- Bai Fangli
- Born: Bai Fangli 23 May 1913 Cang County, Cangzhou, Hebei, China
- Died: 23 September 2005 (aged 92) Tianjin, China
- Occupation: Rickshaw driver

= Bai Fangli =

Chinese pedicab driver and philanthropist

Bai Fangli (白方礼 (Bái Fānglǐ)) was a Chinese pedicab driver in Tianjin who donated 350,000 yuan (US$54,958 in 2015) over a span of 18 years to enable more than 300 poor students to continue with their studies.

==Background==
Bai Fangli was born in Hebei and lived with his wife and his daughter, Bai Jinfeng.

==Charity work==
In 1986–1987, at the age of 74, Bai retired from his pedicab driving job and returned to his hometown in Hebei Province, where he decided to live the rest of his life.
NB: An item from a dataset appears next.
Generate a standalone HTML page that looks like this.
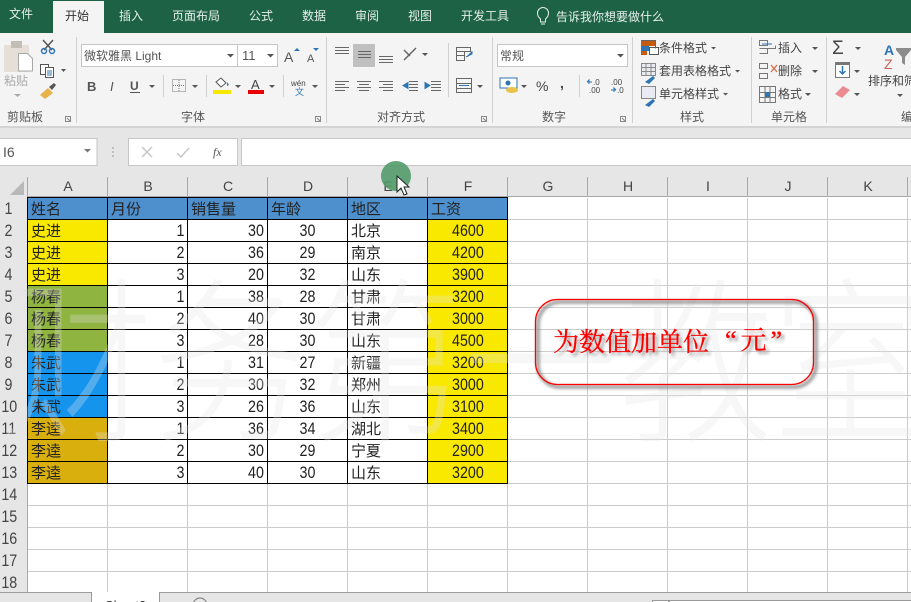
<!DOCTYPE html>
<html><head><meta charset="utf-8"><style>
html,body{margin:0;padding:0;width:911px;height:602px;overflow:hidden;background:#fff;font-family:"Liberation Sans","Noto Sans CJK SC",sans-serif}
.abs{position:absolute}
#grid{left:28px;top:198px;width:883px;height:394px;background-image:linear-gradient(to right,transparent 79px,#cccccc 79px),linear-gradient(to bottom,transparent 21px,#cccccc 21px);background-size:80px 22px}
#data{left:27px;top:197px;border-left:1px solid #000;border-top:1px solid #000;display:grid;grid-template-columns:repeat(6,80px);grid-auto-rows:22px;font-size:15px;color:#222}
#data div{box-sizing:border-box;border-right:1px solid #000;border-bottom:1px solid #000;line-height:23px;padding:0 3px;white-space:nowrap;overflow:hidden}
.h{background:#4e90cd}.y{background:#f9e900}.g{background:#8fb440}.b{background:#1594ee}.o{background:#d9af0e}
#data .r,#data .c{font-size:17px;line-height:21px}
#data span{display:inline-block}
.r{text-align:right}.c{text-align:center}
.r span{transform:scaleX(.84);transform-origin:right center}
.c span{transform:scaleX(.84);transform-origin:center center}
.rn{position:absolute;left:0;width:17px;text-align:center;font-size:17px;color:#444;height:22px;line-height:22px;transform:scaleX(.84);white-space:nowrap}
.ch{position:absolute;top:177px;width:80px;text-align:center;font-size:14px;color:#444;line-height:19px}
.ln{position:absolute;background:#a8a8a8}
text{font-family:"Liberation Sans","Noto Sans CJK SC",sans-serif}
</style></head><body>
<svg class="abs" style="left:0;top:0" width="911" height="177" viewBox="0 0 911 177">
<rect width="911" height="177" fill="#e6e6e6"/>
<rect width="911" height="33" fill="#1e6245"/>
<rect y="33" width="911" height="94" fill="#f4f4f4"/>
<rect y="126" width="911" height="2" fill="#d4d4d4"/>
<rect x="53" y="1" width="51" height="33" fill="#f4f4f4"/>
<g font-size="12" fill="#e4efe9">
<text x="9" y="18">文件</text><text x="65" y="20" fill="#333">开始</text><text x="119" y="20">插入</text><text x="172" y="20">页面布局</text><text x="249" y="20">公式</text><text x="302" y="20">数据</text><text x="355" y="20">审阅</text><text x="408" y="20">视图</text><text x="461" y="20">开发工具</text><text x="556" y="21">告诉我你想要做什么</text>
</g>
<g fill="none" stroke="#e4efe9" stroke-width="1"><path d="M540.500 19c-2-2-3-3-3-6a5.500 5.500 0 0 1 11 0c0 3-1 4-3 6v3h-5z"/><path d="M541 24h4"/></g>
<!-- separators -->
<g fill="#d0d0d0"><rect x="76" y="37" width="1" height="86"/><rect x="326" y="37" width="1" height="86"/><rect x="492" y="37" width="1" height="86"/><rect x="632" y="37" width="1" height="86"/><rect x="751" y="37" width="1" height="86"/><rect x="826" y="37" width="1" height="86"/>
<rect x="163" y="75" width="1" height="22"/><rect x="206" y="75" width="1" height="22"/><rect x="283" y="75" width="1" height="22"/><rect x="448" y="43" width="1" height="54"/><rect x="579" y="75" width="1" height="22"/></g>
<!-- group labels -->
<g font-size="12" fill="#555"><text x="7" y="121">剪贴板</text><text x="181" y="121">字体</text><text x="377" y="121">对齐方式</text><text x="542" y="121">数字</text><text x="680" y="121">样式</text><text x="771" y="121">单元格</text><text x="901" y="121">编</text></g>
<g fill="none" stroke="#888"><path d="M65.500 116.500h5v5h-5zM67 118l3 3"/><path d="M315.500 116.500h5v5h-5zM317 118l3 3"/><path d="M481.500 116.500h5v5h-5zM483 118l3 3"/><path d="M620.500 116.500h5v5h-5zM622 118l3 3"/></g>
<!-- clipboard -->
<rect x="4" y="45" width="25" height="27" fill="#e6dfd8"/><rect x="11" y="41" width="11" height="7" fill="#c4bdb5"/>
<path d="M18.500 53.500h9l5 5v12.500h-14z" fill="#fff" stroke="#a8a8a8"/>
<text x="4" y="85" font-size="12" fill="#aaa">粘贴</text><path d="M14 94h7l-3.500 3z" fill="#aaa"/>
<!-- scissors -->
<g fill="none" stroke="#555" stroke-width="1.500"><path d="M43 40l9 10M53 40l-9 10"/></g><g fill="none" stroke="#2e75b6" stroke-width="1.500"><circle cx="44" cy="51" r="2.500"/><circle cx="52" cy="51" r="2.500"/></g>
<!-- copy -->
<g fill="#fff" stroke="#555"><path d="M40.500 64.500h8v10h-8z"/><path d="M45.500 67.500h8v10h-8z"/></g><path d="M47 71h5M47 73h5M47 75h5" stroke="#2e75b6"/><path d="M61 69h5l-2.500 3z" fill="#555"/>
<!-- brush -->
<path d="M40 95l8-7 5 5-8 6z" fill="#e8b24a"/><path d="M49 87l5-4 2 2-4 5z" fill="#555"/>
<!-- font boxes -->
<rect x="81.500" y="44.500" width="196" height="22" fill="#fff" stroke="#c6c6c6"/><path d="M237.500 45v21" stroke="#c6c6c6"/>
<text x="84" y="60" font-size="12" fill="#555">微软雅黑 Light</text><text x="242" y="60" font-size="13" fill="#555">11</text>
<g fill="#555"><path d="M227 54h7l-3.500 3.500zM267 54h7l-3.500 3.500z"/>
<text x="284" y="62" font-size="14">A</text><path d="M294 51l3-3 3 3z" fill="#2e75b6"/><text x="307" y="62" font-size="11">A</text><path d="M313 48h6l-3 3z" fill="#2e75b6"/>
<text x="87" y="91" font-size="13" font-weight="bold">B</text><text x="110" y="91" font-size="13" font-style="italic">I</text><text x="130" y="90" font-size="12" font-weight="bold">U</text><rect x="130" y="92" width="10" height="1"/>
<path d="M149 85h6l-3 3zM192 85h6l-3 3zM235 85h6l-3 3zM269 85h6l-3 3zM312 85h6l-3 3z"/>
</g>
<path d="M172.500 79.500h13v12h-13zM179 80v12M173 85.500h12" fill="none" stroke="#777" stroke-dasharray="1 1"/>
<path d="M216 82l5-4 5 5-5 4z" fill="#fff" stroke="#555"/><path d="M227 82l2 3-2 1z" fill="#2e75b6"/><rect x="213" y="90" width="18" height="4" fill="#f6e800"/>
<text x="251" y="89" font-size="13" fill="#444">A</text><rect x="248" y="90" width="16" height="4" fill="#e80000"/>
<text x="291" y="86" font-size="8" fill="#444">wén</text><text x="295" y="95" font-size="9" fill="#2e75b6">文</text>
<!-- alignment -->
<rect x="353" y="44" width="22" height="23" fill="#c0c0c0"/>
<g stroke="#666" fill="none"><path d="M335 47.500h14M335 50.500h14M335 53.500h14M358 51.500h13M358 54.500h13M358 57.500h13M379 56.500h14M379 59.500h14M379 62.500h14"/>
<path d="M335 81.500h14M335 84.500h10M335 87.500h14M335 90.500h10M357 81.500h14M359 84.500h10M357 87.500h14M359 90.500h10M379 81.500h14M383 84.500h10M379 87.500h14M383 90.500h10"/>
<path d="M409 81.500h9M409 84.500h9M409 87.500h9M409 90.500h9M431 81.500h10M431 84.500h10M431 87.500h10M431 90.500h10"/>
<path d="M404 60l12-12M404 50l6 6" stroke-width="1.500"/><path d="M456.500 47.500h14v4h-14zM456.500 51.500h8v4h-8zM456.500 55.500h8v5h-8z"/>
<path d="M456.500 78.500h15v14h-15zM456.500 83.500h15M456.500 88.500h15"/></g>
<path d="M403 85.500l5-3v6zM430 85.500l-5-3v6zM466 57l6-3v-3M459 85.500h10" stroke="#2e75b6" fill="#2e75b6"/>
<path d="M422 53h6l-3 3zM477 85h6l-3 3zM521 85h6l-3 3z" fill="#555"/>
<!-- number -->
<rect x="497.500" y="44.500" width="130" height="22" fill="#fff" stroke="#c6c6c6"/><text x="500" y="60" font-size="12" fill="#555">常规</text><path d="M617 54h7l-3.500 3.500z" fill="#555"/>
<rect x="500" y="78" width="17" height="10" fill="#fff" stroke="#2e75b6"/><circle cx="508" cy="83" r="2.500" fill="#2e75b6"/><ellipse cx="512" cy="90" rx="6" ry="3" fill="#e9c34c"/>
<text x="536" y="91" font-size="14" fill="#444">%</text><text x="560" y="88" font-size="14" font-weight="bold" fill="#444">,</text>
<text x="593" y="85" font-size="8" fill="#444">.0</text><text x="589" y="93" font-size="8" fill="#444">.00</text><text x="611" y="85" font-size="8" fill="#444">.00</text><text x="617" y="93" font-size="8" fill="#444">.0</text>
<path d="M587 82h5M587 82l2-2v4M611 90h5M616 90l-2-2v4" stroke="#2e75b6" fill="none"/>
<!-- styles -->
<rect x="641" y="40" width="14" height="6" fill="#c55a11"/><rect x="641" y="46" width="8" height="5" fill="#2e75b6"/><rect x="641" y="51" width="6" height="4" fill="#c55a11"/><rect x="649.500" y="47.500" width="9" height="7" fill="#fff" stroke="#555"/><path d="M641.500 40.500h14v8" fill="none" stroke="#666"/>
<path d="M641.500 63.500h14v12h-14zM646 64v12M651 64v12M642 67.500h13M642 71.500h13M641.500 86.500h14v12h-14z" fill="#e8ecf2" stroke="#888"/><path d="M645 82l8-6 2 2-6 6zM645 105l8-6 2 2-6 6z" fill="#2e75b6"/>
<g font-size="12" fill="#444"><text x="659" y="52">条件格式</text><text x="659" y="75">套用表格格式</text><text x="659" y="98">单元格样式</text><text x="778" y="52">插入</text><text x="778" y="75">删除</text><text x="778" y="98">格式</text><text x="868" y="85">排序和筛</text></g>
<path d="M711 47h5l-2.500 2.500zM735 70h5l-2.500 2.500zM723 93h5l-2.500 2.500zM812 47h6l-3 3zM812 70h6l-3 3zM805 93h6l-3 3zM855 47h6l-3 3zM854 70h6l-3 3zM854 93h6l-3 3zM897 94h6l-3 3z" fill="#555"/>
<!-- cells -->
<g fill="none" stroke="#777"><path d="M759.500 40.500h8v5h-8zM759.500 48.500h16v-3M759.500 53.500h8v-5M767.500 48.500v5"/><path d="M759.500 63.500h8v5h-8zM759.500 73.500h8v5h-8z"/><path d="M759.500 86.500h16v16h-16zM759.500 92.500h16M759.500 97.500h16M765 87v15M770 87v15"/></g>
<path d="M762 44h10" stroke="#2e75b6"/><path d="M771 65l6 7M777 65l-6 7" stroke="#d9694a" stroke-width="1.300"/><rect x="765" y="92" width="5" height="5" fill="#2e75b6"/>
<!-- editing -->
<text x="832" y="54" font-size="19" fill="#444">Σ</text>
<rect x="835.500" y="62.500" width="14" height="15" fill="#fff" stroke="#777"/><rect x="835" y="62" width="15" height="3" fill="#777"/><path d="M842.500 66v7M839.500 71l3 3 3-3" stroke="#2e75b6" stroke-width="1.500" fill="none"/>
<path d="M835 94l8-8 7 4-8 8z" fill="#ec8a92"/>
<text x="884" y="55" font-size="14" font-weight="bold" fill="#2e75b6">A</text><text x="884" y="69" font-size="14" fill="#c5655a">Z</text><path d="M896 48h15v2l-6 7v8l-3-2v-6l-6-7z" fill="#8c8c8c"/>
<!-- formula bar -->
<rect x="-1" y="138.500" width="98" height="27" fill="#fff" stroke="#c6c6c6"/><text x="3" y="157" font-size="14" fill="#555">I6</text><path d="M84 149h7l-3.500 3.500z" fill="#777"/>
<path d="M113 147v2M113 151v2M113 155v2" stroke="#999"/>
<rect x="128.500" y="138.500" width="109" height="27" fill="#fff" stroke="#c6c6c6"/><rect x="241.500" y="138.500" width="675" height="27" fill="#fff" stroke="#c6c6c6"/>
<path d="M142 147l10 10M152 147l-10 10M177 153l4 4 8-9" stroke="#c8c8c8" stroke-width="1.500" fill="none"/>
<text x="213" y="156" font-size="12" font-style="italic" style="font-family:'Liberation Serif',serif" fill="#555">fx</text>
</svg>
<!-- sheet -->
<div class="abs" style="left:0;top:177px;width:911px;height:20px;background:#e6e6e6"></div>
<div class="abs" style="left:0;top:197px;width:27px;height:395px;background:#e6e6e6"></div>
<div class="abs" id="grid"></div>
<div class="ln" style="left:27px;top:177px;width:1px;height:415px"></div>
<div class="ln" style="left:27px;top:196px;width:884px;height:1px"></div>
<svg class="abs" style="left:0;top:177px" width="27" height="20"><path d="M10 18L24 4v14z" fill="#b8b8b8"/></svg>
<div class="ln" style="left:107px;top:177px;width:1px;height:20px"></div><div class="ln" style="left:187px;top:177px;width:1px;height:20px"></div><div class="ln" style="left:267px;top:177px;width:1px;height:20px"></div><div class="ln" style="left:347px;top:177px;width:1px;height:20px"></div><div class="ln" style="left:427px;top:177px;width:1px;height:20px"></div><div class="ln" style="left:507px;top:177px;width:1px;height:20px"></div><div class="ln" style="left:587px;top:177px;width:1px;height:20px"></div><div class="ln" style="left:667px;top:177px;width:1px;height:20px"></div><div class="ln" style="left:747px;top:177px;width:1px;height:20px"></div><div class="ln" style="left:827px;top:177px;width:1px;height:20px"></div><div class="ln" style="left:907px;top:177px;width:1px;height:20px"></div>
<div class="ch" style="left:28px">A</div><div class="ch" style="left:108px">B</div><div class="ch" style="left:188px">C</div><div class="ch" style="left:268px">D</div><div class="ch" style="left:348px">E</div><div class="ch" style="left:428px">F</div><div class="ch" style="left:508px">G</div><div class="ch" style="left:588px">H</div><div class="ch" style="left:668px">I</div><div class="ch" style="left:748px">J</div><div class="ch" style="left:828px">K</div>
<div class="rn" style="top:198px">1</div><div class="rn" style="top:220px">2</div><div class="rn" style="top:242px">3</div><div class="rn" style="top:264px">4</div><div class="rn" style="top:286px">5</div><div class="rn" style="top:308px">6</div><div class="rn" style="top:330px">7</div><div class="rn" style="top:352px">8</div><div class="rn" style="top:374px">9</div><div class="rn" style="top:396px">10</div><div class="rn" style="top:418px">11</div><div class="rn" style="top:440px">12</div><div class="rn" style="top:462px">13</div><div class="rn" style="top:484px">14</div><div class="rn" style="top:506px">15</div><div class="rn" style="top:528px">16</div><div class="rn" style="top:550px">17</div><div class="rn" style="top:572px;height:20px">18</div>
<div class="abs" id="data">
<div class="h">姓名</div><div class="h">月份</div><div class="h">销售量</div><div class="h">年龄</div><div class="h">地区</div><div class="h">工资</div>
<div class="y">史进</div><div class="r"><span>1</span></div><div class="r"><span>30</span></div><div class="c"><span>30</span></div><div>北京</div><div class="y c"><span>4600</span></div>
<div class="y">史进</div><div class="r"><span>2</span></div><div class="r"><span>36</span></div><div class="c"><span>29</span></div><div>南京</div><div class="y c"><span>4200</span></div>
<div class="y">史进</div><div class="r"><span>3</span></div><div class="r"><span>20</span></div><div class="c"><span>32</span></div><div>山东</div><div class="y c"><span>3900</span></div>
<div class="g">杨春</div><div class="r"><span>1</span></div><div class="r"><span>38</span></div><div class="c"><span>28</span></div><div>甘肃</div><div class="y c"><span>3200</span></div>
<div class="g">杨春</div><div class="r"><span>2</span></div><div class="r"><span>40</span></div><div class="c"><span>30</span></div><div>甘肃</div><div class="y c"><span>3000</span></div>
<div class="g">杨春</div><div class="r"><span>3</span></div><div class="r"><span>28</span></div><div class="c"><span>30</span></div><div>山东</div><div class="y c"><span>4500</span></div>
<div class="b">朱武</div><div class="r"><span>1</span></div><div class="r"><span>31</span></div><div class="c"><span>27</span></div><div>新疆</div><div class="y c"><span>3200</span></div>
<div class="b">朱武</div><div class="r"><span>2</span></div><div class="r"><span>30</span></div><div class="c"><span>32</span></div><div>郑州</div><div class="y c"><span>3000</span></div>
<div class="b">朱武</div><div class="r"><span>3</span></div><div class="r"><span>26</span></div><div class="c"><span>36</span></div><div>山东</div><div class="y c"><span>3100</span></div>
<div class="o">李逵</div><div class="r"><span>1</span></div><div class="r"><span>36</span></div><div class="c"><span>34</span></div><div>湖北</div><div class="y c"><span>3400</span></div>
<div class="o">李逵</div><div class="r"><span>2</span></div><div class="r"><span>30</span></div><div class="c"><span>29</span></div><div>宁夏</div><div class="y c"><span>2900</span></div>
<div class="o">李逵</div><div class="r"><span>3</span></div><div class="r"><span>40</span></div><div class="c"><span>30</span></div><div>山东</div><div class="y c"><span>3200</span></div>
</div>
<!-- watermark -->
<svg class="abs" style="left:0;top:240px" width="911" height="210"><text transform="translate(-2,188) scale(1,1.15)" x="0" y="0" font-size="155" fill="#e4e4e4" fill-opacity=".3" style="font-family:'Noto Sans CJK SC',sans-serif;font-weight:300">财务第一教室</text></svg>
<!-- callout -->
<svg class="abs" style="left:525px;top:290px" width="300" height="105" viewBox="0 0 300 105">
<defs><filter id="s" x="-10%" y="-20%" width="120%" height="140%"><feGaussianBlur stdDeviation="1.500"/></filter></defs>
<rect x="13" y="12" width="278" height="85" rx="22" fill="none" stroke="#888" stroke-width="3" filter="url(#s)"/>
<rect x="10.500" y="9.500" width="278" height="85" rx="22" fill="none" stroke="#f00" stroke-width="1.300"/>
</svg>
<div class="abs" style="left:553px;top:322px;font-size:26px;line-height:38px;color:#f00;-webkit-text-stroke:.3px #f00;text-shadow:3px 3px 3px #888;white-space:nowrap;font-family:'Noto Serif CJK SC',serif">为数值加单位</div>
<div class="abs" style="left:725px;top:322px;font-size:26px;line-height:38px;letter-spacing:4px;color:#f00;-webkit-text-stroke:.3px #f00;text-shadow:3px 3px 3px #888;white-space:nowrap;font-family:'Liberation Serif','Noto Serif CJK SC',serif">&ldquo;元&rdquo;</div>
<!-- bottom bar -->
<div class="abs" style="left:0;top:592px;width:911px;height:10px;background:#e6e6e6;border-top:1px solid #9a9f9c;box-sizing:border-box"></div>
<div class="abs" style="left:91px;top:592px;width:69px;height:10px;background:#fff;border-left:1px solid #999;border-right:1px solid #999;box-sizing:border-box;overflow:hidden"><span style="position:absolute;left:13px;top:6px;font-size:13px;line-height:15px;color:#333">Sheet2</span></div>
<svg class="abs" style="left:190px;top:592px" width="30" height="10"><circle cx="10" cy="13" r="7" fill="none" stroke="#777"/></svg>
<div class="abs" style="left:652px;top:600px;width:16px;height:2px;background:#fff;border-top:1px solid #999;border-left:1px solid #999;box-sizing:border-box"></div>
<div class="abs" style="left:668px;top:600px;width:243px;height:2px;background:#fff;border-top:1px solid #999;border-left:2px solid #999;box-sizing:border-box"></div>
<!-- cursor -->
<svg class="abs" style="left:380px;top:160px" width="32" height="40">
<circle cx="16" cy="16" r="15" fill="#4f9868" fill-opacity=".88"/>
<path d="M17 16v16l4-4 3 7 3-1-3-7h5z" fill="#fff" stroke="#222" stroke-width="1"/>
</svg>
</body></html>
On his way back, he witnessed many children working in the field. Upon learning that they had to drop out of school due to financial difficulties, he decided to go back to his job of driving a pedicab in Tianjin to support the children in receiving education. However, before returning to work, he first donated 5,000 yuan for the cause of their fees. Until 2001, he often worked for long shifts, sometimes 24 hours at a stretch, so that he could make the money to pay the installment for the school fee. He got an accommodation close to the railway and would wait 24 hours a day, eat simple food, and wore secondhand discarded clothes. He also lived in a shabby house in the outskirts of Tianjin and ate humble food, according to local media. In 1996, he opened a small store near Tianjin's railway station to make more money. Most of his income was donated to local schools and universities, such as Nankai University, where he donated 35,000 yuan (US$5,498 in 2015) for the first time in 1996. His entire contribution summed up to 350,000 yuan. In 2001, at the age of nearly 90, he paid his last installment to the Yaohua High School and retired from his job.

==Illness and death==
In May 2005, Bai was sent to a hospital, where he was found to have lung cancer. He had been in a deep coma for about 20 days prior. His health eventually worsened, and he died in that same year at the age of 92.

==Legacy==
In 2004, he was chosen by China Central Television (CCTV) as one of the 20 candidates for the "10 people who touched China's heart" selection.

After hearing that Bai was seriously ill, Nankai University students folded 99 paper cranes in early September 2005 to pray for him.